[Data records]
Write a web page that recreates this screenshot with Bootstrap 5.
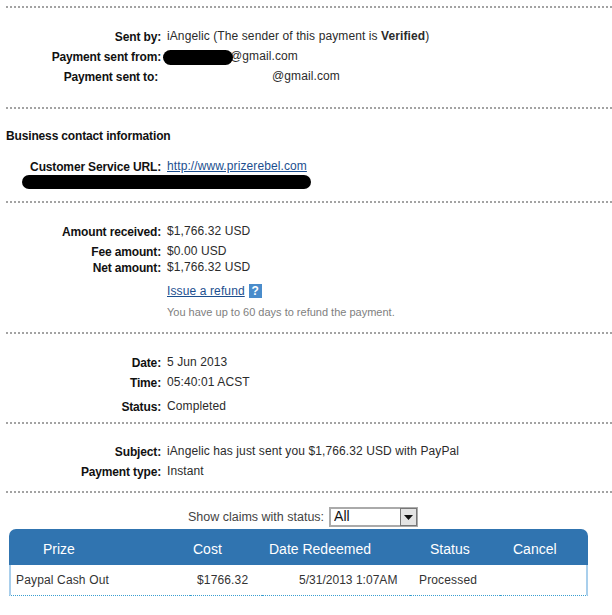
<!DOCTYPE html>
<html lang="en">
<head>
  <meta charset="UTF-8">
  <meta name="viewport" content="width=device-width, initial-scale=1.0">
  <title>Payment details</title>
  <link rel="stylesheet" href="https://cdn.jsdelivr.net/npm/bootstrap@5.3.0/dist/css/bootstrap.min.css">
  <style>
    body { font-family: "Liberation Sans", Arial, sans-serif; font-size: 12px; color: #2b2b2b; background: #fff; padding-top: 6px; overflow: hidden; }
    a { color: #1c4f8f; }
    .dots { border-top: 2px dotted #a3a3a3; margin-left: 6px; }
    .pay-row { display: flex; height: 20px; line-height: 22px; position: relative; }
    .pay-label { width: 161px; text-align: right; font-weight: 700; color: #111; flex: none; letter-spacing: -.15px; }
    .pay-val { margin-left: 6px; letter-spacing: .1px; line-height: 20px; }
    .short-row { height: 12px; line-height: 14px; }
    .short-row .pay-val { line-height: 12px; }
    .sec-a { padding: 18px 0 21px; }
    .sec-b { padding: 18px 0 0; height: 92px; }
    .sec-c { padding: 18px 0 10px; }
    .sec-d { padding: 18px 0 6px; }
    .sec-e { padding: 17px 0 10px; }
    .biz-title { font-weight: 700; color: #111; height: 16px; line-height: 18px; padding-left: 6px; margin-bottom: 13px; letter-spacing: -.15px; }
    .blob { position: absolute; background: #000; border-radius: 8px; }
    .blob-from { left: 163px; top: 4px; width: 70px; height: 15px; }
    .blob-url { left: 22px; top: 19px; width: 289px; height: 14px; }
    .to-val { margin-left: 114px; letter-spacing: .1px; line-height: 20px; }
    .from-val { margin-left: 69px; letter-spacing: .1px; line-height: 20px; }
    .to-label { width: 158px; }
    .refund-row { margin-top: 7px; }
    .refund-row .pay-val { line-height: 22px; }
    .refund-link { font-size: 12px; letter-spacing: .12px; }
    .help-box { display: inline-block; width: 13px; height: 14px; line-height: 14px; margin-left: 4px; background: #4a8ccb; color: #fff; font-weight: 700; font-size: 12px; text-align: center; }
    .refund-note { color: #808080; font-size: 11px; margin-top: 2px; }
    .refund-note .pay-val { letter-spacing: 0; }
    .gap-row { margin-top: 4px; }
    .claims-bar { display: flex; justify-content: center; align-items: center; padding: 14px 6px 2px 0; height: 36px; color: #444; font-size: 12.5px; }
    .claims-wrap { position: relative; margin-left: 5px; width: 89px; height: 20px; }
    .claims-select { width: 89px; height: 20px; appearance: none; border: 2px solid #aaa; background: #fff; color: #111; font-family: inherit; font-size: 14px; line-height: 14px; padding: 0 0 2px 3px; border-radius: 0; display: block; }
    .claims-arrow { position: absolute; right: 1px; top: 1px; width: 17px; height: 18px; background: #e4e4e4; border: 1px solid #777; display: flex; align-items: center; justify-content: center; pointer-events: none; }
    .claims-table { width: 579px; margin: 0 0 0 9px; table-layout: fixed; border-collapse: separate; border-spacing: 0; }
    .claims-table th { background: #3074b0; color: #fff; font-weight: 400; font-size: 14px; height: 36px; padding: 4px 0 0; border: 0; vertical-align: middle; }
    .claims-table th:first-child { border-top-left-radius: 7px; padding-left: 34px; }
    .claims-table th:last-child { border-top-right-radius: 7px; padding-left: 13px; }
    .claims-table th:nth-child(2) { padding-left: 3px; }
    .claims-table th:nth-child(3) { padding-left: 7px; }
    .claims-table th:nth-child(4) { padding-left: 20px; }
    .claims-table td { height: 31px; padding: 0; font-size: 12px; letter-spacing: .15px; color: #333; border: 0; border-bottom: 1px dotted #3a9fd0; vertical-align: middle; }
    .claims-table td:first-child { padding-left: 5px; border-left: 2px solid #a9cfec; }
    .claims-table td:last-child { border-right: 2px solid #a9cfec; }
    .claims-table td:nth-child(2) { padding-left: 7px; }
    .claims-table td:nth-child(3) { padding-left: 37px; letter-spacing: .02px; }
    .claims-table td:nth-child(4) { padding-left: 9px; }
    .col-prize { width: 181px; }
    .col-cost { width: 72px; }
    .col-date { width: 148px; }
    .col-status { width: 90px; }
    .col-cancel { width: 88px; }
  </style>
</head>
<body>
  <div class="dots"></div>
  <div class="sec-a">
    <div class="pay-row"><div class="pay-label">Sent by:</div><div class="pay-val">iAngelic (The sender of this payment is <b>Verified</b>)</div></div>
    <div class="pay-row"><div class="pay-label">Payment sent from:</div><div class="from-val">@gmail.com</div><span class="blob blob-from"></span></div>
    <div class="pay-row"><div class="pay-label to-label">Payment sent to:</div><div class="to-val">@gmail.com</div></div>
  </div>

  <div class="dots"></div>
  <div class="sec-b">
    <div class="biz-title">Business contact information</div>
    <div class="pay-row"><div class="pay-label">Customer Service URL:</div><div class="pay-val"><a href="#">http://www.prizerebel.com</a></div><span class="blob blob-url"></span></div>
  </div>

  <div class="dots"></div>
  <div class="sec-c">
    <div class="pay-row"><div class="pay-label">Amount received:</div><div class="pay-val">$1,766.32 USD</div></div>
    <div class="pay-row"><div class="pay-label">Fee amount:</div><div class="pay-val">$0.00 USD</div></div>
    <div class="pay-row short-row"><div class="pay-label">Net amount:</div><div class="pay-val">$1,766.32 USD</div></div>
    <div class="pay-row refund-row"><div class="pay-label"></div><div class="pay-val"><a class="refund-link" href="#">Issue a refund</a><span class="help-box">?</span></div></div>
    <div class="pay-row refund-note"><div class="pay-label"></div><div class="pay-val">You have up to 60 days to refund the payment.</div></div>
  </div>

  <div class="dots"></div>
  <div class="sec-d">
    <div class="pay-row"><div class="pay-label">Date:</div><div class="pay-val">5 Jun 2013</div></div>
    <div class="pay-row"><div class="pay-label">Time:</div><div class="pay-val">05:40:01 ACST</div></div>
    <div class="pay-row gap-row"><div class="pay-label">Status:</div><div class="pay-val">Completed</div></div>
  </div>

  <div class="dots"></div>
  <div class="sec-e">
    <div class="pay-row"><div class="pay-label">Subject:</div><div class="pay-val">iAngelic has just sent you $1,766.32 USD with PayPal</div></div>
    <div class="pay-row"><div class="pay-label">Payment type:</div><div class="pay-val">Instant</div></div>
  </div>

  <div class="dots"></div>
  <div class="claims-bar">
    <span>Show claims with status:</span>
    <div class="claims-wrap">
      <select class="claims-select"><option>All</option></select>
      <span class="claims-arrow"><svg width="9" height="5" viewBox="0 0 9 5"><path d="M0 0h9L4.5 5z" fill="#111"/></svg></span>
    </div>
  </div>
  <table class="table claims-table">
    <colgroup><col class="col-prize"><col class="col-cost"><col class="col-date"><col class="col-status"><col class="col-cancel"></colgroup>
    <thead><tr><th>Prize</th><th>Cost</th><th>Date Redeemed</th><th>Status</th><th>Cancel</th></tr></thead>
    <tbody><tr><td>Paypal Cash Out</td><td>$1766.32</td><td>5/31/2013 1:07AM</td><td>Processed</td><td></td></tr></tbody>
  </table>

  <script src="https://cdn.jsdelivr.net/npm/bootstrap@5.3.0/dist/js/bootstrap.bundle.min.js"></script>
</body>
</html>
==
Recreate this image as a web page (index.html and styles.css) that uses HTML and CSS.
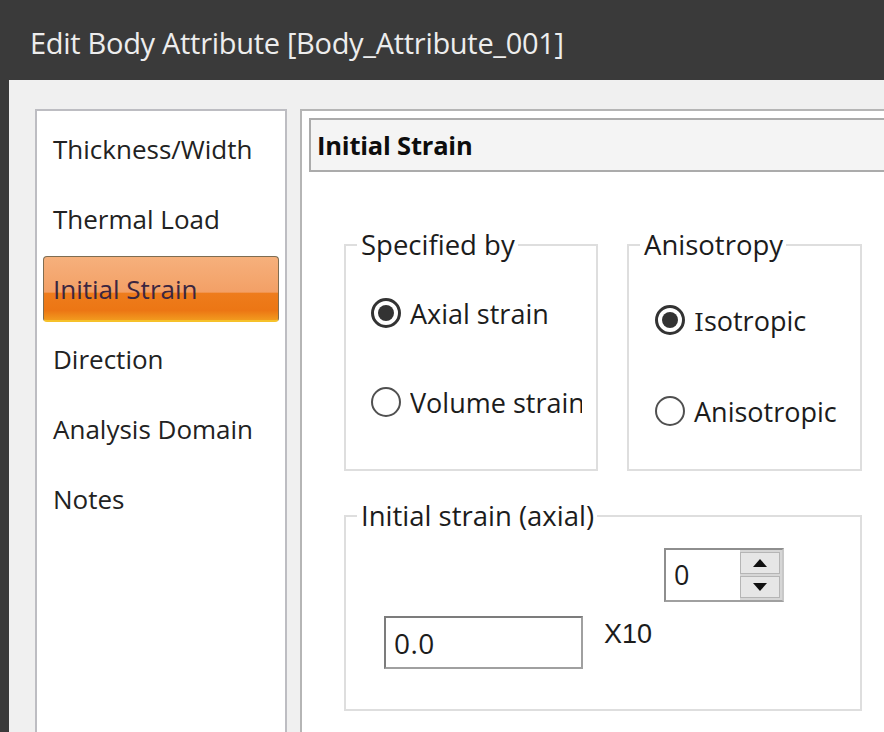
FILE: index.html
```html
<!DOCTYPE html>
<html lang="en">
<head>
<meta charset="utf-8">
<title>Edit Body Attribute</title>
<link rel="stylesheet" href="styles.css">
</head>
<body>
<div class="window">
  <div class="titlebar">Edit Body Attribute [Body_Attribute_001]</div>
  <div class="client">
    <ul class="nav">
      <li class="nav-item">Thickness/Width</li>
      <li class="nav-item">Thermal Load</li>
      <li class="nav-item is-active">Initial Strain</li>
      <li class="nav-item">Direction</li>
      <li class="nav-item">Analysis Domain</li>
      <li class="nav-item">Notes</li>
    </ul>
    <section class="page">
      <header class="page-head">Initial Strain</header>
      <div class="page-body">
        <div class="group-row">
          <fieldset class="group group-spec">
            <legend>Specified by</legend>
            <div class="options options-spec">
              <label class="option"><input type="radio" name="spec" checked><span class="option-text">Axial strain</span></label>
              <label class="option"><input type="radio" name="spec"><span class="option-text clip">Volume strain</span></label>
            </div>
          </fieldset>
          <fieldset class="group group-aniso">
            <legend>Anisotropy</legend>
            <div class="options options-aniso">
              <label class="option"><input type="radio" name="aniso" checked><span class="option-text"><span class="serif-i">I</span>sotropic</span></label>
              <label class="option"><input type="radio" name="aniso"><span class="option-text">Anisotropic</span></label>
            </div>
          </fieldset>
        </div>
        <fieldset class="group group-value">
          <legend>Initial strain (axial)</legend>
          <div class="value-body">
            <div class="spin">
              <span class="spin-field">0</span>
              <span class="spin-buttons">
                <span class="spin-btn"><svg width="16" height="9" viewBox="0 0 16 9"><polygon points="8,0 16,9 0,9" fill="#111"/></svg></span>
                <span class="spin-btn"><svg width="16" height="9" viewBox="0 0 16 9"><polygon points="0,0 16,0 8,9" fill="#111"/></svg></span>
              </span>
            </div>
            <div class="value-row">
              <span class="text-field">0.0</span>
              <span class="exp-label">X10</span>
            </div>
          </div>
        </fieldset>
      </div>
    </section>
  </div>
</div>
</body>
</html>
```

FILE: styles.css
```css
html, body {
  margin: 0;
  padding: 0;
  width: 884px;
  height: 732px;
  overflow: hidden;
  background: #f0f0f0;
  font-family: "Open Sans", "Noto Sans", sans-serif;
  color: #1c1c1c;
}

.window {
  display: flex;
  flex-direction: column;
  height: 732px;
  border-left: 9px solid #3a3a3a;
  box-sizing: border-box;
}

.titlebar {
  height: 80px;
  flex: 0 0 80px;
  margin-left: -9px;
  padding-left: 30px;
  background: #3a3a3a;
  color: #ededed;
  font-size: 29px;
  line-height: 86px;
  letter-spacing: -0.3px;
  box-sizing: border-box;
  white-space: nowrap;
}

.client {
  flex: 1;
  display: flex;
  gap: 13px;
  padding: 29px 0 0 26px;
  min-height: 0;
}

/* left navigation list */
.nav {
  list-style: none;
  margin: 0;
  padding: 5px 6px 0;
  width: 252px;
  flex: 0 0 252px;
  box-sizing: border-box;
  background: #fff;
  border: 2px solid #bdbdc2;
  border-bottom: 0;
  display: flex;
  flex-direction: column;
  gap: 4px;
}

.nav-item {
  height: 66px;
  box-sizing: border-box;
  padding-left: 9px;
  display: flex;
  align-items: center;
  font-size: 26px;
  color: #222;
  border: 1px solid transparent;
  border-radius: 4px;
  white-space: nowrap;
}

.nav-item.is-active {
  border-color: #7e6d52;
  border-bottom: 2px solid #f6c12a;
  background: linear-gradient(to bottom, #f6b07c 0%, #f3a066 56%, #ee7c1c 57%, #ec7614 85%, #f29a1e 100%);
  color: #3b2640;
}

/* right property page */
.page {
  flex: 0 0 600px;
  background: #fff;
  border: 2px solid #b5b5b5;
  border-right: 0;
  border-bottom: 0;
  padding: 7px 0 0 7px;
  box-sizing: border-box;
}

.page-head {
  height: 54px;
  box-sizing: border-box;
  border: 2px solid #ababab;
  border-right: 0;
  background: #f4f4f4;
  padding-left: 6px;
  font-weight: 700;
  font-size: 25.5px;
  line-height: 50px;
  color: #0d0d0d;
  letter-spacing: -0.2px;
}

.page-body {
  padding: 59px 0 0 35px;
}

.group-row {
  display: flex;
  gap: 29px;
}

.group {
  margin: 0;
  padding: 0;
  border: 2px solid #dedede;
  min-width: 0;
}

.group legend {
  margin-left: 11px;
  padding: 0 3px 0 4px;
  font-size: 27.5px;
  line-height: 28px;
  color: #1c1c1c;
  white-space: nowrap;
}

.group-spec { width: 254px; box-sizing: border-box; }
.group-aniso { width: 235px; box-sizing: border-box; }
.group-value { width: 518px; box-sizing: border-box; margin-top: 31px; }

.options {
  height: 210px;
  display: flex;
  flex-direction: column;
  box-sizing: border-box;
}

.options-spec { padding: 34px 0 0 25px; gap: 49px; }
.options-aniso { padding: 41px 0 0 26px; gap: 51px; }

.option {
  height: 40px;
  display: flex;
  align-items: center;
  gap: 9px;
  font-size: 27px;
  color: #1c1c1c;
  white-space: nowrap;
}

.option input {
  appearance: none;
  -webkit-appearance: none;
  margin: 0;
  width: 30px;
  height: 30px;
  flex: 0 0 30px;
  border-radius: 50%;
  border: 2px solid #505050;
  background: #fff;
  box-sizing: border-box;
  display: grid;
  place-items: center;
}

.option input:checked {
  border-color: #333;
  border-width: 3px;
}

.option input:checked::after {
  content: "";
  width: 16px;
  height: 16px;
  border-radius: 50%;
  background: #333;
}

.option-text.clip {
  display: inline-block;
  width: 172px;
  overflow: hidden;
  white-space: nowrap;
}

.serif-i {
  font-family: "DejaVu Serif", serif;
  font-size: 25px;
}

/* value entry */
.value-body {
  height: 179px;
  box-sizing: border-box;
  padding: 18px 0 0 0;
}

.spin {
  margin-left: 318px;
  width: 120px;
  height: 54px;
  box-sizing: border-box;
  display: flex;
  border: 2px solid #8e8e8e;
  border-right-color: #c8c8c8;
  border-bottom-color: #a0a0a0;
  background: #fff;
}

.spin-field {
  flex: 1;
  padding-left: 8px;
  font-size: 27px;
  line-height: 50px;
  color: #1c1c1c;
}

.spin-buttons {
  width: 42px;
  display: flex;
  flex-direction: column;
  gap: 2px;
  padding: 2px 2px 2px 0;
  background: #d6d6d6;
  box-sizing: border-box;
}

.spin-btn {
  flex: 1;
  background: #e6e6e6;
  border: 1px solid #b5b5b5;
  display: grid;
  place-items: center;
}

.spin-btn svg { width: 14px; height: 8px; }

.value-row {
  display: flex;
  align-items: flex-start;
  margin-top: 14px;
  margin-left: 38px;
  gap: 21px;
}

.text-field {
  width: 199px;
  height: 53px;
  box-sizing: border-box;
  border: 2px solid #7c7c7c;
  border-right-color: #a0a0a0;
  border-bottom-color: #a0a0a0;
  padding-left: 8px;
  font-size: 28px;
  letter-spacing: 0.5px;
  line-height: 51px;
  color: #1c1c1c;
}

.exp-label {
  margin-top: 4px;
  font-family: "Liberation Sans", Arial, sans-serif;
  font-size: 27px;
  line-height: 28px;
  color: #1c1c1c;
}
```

What the exercise asks:
Identify lines with the string "that". Copy each one.

Solution to this problem:
Write a web page that recreates this screenshot with Bootstrap 5.
Recreate this image as a web page (index.html and styles.css) that uses HTML and CSS.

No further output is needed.